§ TASK DIRECTIONS
Say how many lines include the word "source". Reply with nothing but the number.

-- Start of EXCERPTED RECORDS --

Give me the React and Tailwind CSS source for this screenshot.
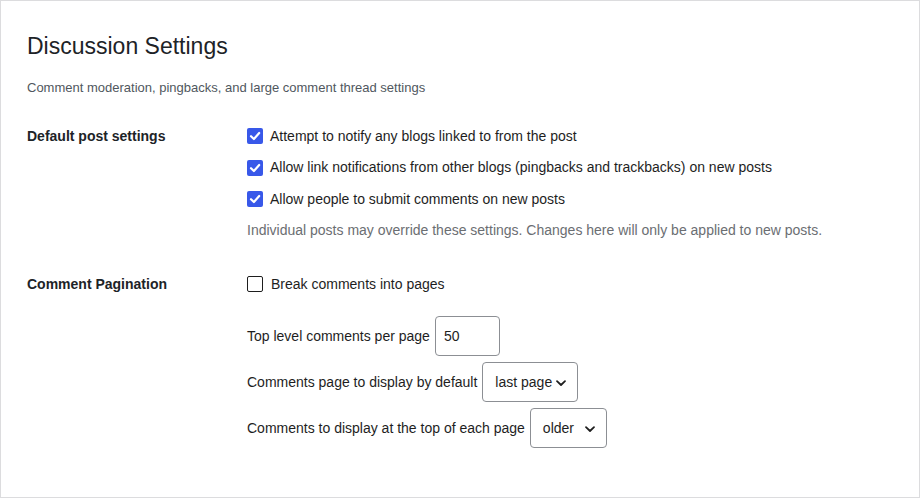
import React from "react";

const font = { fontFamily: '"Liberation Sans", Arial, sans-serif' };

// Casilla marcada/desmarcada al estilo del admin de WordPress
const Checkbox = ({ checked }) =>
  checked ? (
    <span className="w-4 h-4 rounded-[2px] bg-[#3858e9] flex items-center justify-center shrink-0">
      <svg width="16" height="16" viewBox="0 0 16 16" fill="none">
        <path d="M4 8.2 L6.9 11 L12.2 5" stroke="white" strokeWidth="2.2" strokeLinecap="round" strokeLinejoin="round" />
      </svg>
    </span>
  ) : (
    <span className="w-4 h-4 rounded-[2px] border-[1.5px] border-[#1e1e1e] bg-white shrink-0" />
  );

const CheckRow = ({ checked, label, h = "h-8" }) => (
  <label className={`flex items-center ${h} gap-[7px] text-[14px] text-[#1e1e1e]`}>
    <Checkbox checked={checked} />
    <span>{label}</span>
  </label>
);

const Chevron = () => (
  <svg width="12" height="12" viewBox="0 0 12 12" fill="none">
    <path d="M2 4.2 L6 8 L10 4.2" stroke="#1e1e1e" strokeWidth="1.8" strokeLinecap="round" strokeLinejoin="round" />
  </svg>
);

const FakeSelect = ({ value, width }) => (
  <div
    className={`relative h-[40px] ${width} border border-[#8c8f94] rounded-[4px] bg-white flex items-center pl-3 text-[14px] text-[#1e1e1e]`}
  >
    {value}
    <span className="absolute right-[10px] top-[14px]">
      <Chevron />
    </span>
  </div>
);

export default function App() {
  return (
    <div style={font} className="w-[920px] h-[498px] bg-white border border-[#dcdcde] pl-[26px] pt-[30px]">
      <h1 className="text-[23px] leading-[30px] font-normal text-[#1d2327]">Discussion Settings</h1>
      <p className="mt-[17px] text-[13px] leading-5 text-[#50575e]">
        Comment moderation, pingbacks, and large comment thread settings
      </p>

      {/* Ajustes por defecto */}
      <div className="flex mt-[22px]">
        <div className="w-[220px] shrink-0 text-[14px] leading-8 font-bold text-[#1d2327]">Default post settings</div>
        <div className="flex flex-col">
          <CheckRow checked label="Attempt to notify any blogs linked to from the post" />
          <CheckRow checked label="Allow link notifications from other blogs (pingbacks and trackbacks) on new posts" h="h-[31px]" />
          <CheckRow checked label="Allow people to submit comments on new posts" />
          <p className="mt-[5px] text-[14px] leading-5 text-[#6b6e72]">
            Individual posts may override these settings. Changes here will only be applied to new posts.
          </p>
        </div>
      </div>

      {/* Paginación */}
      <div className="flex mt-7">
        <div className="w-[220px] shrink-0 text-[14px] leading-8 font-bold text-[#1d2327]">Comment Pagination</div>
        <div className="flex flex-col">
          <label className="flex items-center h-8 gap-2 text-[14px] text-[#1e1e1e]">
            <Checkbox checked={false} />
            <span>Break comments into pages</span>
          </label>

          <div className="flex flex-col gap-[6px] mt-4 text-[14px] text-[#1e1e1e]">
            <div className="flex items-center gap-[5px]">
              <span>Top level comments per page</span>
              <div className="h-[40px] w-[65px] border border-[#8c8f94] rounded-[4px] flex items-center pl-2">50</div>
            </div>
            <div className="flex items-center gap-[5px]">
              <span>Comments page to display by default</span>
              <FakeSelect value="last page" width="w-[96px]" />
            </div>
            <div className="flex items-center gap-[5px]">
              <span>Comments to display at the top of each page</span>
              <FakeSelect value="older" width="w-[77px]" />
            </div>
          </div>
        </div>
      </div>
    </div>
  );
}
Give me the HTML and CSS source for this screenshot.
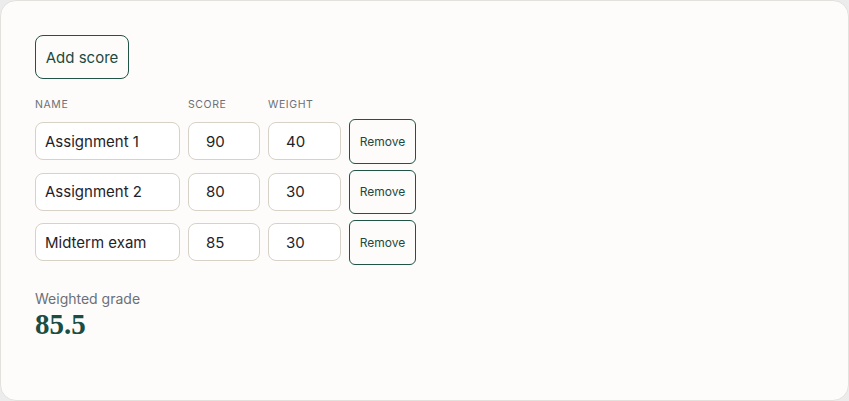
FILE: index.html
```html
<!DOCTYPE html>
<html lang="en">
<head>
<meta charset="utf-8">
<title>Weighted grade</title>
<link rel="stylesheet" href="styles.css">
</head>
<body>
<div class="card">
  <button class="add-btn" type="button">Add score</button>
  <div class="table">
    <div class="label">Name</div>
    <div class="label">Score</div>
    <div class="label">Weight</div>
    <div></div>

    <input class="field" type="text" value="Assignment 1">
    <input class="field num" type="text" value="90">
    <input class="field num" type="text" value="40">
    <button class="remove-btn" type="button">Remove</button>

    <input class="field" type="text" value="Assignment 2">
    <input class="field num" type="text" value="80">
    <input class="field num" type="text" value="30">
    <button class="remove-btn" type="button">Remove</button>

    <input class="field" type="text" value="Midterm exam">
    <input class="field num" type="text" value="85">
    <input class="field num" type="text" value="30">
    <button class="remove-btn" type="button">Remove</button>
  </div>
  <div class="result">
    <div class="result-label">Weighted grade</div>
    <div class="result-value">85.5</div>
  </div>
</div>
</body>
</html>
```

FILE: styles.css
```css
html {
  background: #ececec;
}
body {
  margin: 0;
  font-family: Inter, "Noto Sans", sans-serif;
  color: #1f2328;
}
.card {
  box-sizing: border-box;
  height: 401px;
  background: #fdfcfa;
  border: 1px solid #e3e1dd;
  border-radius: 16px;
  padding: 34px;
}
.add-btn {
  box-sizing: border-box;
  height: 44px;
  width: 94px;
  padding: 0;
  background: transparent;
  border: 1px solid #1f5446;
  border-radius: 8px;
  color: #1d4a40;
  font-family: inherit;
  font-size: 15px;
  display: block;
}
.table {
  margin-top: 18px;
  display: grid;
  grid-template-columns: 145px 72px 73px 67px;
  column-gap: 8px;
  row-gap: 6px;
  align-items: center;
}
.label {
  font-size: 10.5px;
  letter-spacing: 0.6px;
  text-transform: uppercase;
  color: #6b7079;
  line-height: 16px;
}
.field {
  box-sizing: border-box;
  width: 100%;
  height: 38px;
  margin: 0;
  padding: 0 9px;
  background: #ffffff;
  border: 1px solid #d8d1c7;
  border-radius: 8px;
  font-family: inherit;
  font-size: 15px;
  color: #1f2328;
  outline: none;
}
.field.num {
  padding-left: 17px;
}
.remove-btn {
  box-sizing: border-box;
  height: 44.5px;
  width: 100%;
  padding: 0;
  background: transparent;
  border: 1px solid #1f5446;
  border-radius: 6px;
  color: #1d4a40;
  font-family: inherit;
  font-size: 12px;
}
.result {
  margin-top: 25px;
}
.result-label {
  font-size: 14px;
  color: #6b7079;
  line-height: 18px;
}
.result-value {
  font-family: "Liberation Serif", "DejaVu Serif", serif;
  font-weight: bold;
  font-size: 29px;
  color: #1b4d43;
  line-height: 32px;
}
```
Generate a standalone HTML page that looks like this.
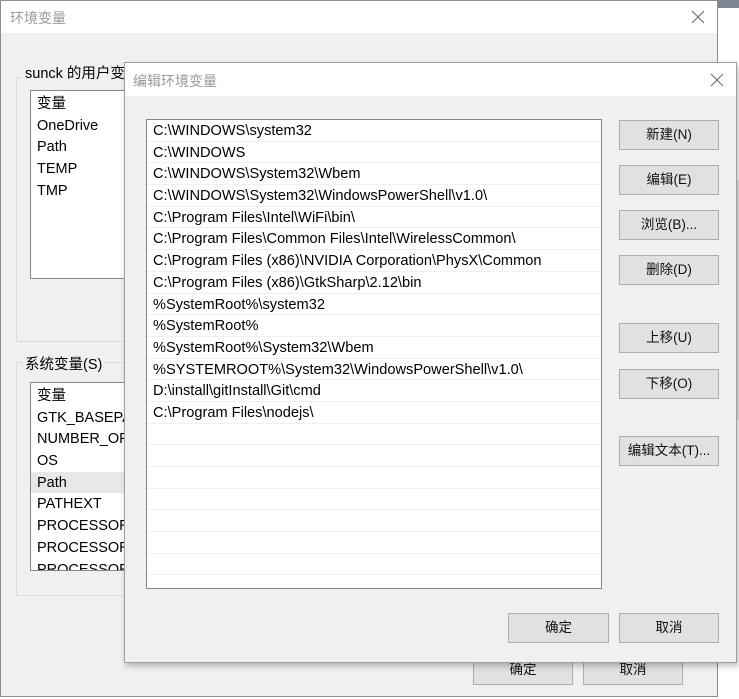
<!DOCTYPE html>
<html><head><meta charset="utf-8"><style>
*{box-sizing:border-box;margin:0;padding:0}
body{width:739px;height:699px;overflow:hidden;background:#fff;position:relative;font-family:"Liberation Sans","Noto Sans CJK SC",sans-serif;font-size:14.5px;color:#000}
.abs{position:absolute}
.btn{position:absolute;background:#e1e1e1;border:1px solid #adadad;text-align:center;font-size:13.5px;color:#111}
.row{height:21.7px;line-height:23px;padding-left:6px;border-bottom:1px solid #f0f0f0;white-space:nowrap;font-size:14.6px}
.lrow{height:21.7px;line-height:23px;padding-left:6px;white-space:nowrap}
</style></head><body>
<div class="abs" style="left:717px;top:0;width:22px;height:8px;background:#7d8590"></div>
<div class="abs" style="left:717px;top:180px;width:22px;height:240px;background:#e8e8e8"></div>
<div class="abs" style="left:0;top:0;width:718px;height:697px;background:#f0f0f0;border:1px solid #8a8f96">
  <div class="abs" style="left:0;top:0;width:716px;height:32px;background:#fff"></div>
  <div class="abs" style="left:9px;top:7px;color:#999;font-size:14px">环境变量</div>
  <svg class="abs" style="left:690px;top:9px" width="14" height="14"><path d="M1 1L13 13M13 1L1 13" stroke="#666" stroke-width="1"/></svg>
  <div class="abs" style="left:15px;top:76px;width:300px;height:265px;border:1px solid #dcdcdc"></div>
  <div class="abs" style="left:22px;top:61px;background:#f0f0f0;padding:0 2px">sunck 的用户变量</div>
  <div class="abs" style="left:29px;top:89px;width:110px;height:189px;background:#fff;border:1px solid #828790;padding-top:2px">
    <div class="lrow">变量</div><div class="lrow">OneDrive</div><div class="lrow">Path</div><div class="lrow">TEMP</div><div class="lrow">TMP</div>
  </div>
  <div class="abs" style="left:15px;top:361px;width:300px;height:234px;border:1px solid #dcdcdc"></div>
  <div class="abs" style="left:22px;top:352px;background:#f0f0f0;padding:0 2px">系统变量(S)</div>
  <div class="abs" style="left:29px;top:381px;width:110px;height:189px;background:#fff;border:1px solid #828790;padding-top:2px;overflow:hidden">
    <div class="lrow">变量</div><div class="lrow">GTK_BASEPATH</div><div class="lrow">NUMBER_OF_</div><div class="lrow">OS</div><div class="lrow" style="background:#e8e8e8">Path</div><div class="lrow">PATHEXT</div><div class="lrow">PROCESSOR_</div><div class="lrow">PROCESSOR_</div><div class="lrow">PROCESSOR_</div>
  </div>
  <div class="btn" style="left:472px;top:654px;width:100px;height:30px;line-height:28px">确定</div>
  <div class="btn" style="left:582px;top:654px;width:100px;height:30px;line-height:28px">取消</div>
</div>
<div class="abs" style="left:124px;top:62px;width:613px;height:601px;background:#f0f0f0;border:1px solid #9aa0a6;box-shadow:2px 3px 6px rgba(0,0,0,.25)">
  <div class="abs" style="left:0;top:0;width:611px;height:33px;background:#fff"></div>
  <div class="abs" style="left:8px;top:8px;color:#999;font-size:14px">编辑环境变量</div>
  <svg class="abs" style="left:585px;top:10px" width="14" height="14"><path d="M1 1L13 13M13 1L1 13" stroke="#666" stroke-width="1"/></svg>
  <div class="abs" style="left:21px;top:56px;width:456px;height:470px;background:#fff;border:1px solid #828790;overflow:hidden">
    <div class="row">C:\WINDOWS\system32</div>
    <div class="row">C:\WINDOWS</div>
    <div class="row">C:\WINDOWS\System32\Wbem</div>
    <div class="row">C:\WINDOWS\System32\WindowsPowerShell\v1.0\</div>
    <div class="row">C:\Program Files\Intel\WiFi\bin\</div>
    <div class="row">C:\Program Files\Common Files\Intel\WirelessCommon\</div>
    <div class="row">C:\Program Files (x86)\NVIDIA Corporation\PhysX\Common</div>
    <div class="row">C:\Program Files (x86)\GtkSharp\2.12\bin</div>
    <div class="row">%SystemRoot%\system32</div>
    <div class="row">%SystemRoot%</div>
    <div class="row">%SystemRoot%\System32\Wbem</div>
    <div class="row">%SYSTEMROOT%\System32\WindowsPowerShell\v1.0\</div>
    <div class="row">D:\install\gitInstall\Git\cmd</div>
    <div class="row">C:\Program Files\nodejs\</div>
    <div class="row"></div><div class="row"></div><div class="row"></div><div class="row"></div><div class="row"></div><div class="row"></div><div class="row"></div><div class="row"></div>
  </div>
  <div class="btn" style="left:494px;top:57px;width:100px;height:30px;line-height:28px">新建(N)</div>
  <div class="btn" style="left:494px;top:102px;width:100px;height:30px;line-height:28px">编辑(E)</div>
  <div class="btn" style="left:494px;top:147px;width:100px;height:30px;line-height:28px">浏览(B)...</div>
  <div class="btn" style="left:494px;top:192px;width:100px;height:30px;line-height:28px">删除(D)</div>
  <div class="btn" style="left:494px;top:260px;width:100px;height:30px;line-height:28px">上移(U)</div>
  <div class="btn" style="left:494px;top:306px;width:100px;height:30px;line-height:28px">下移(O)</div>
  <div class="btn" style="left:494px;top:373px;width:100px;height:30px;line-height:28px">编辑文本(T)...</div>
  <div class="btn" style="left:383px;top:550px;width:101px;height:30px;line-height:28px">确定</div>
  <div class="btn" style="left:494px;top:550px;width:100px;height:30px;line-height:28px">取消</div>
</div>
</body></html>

-- End of EXCERPTED RECORDS --

§ EXERCISE OUTPUT
2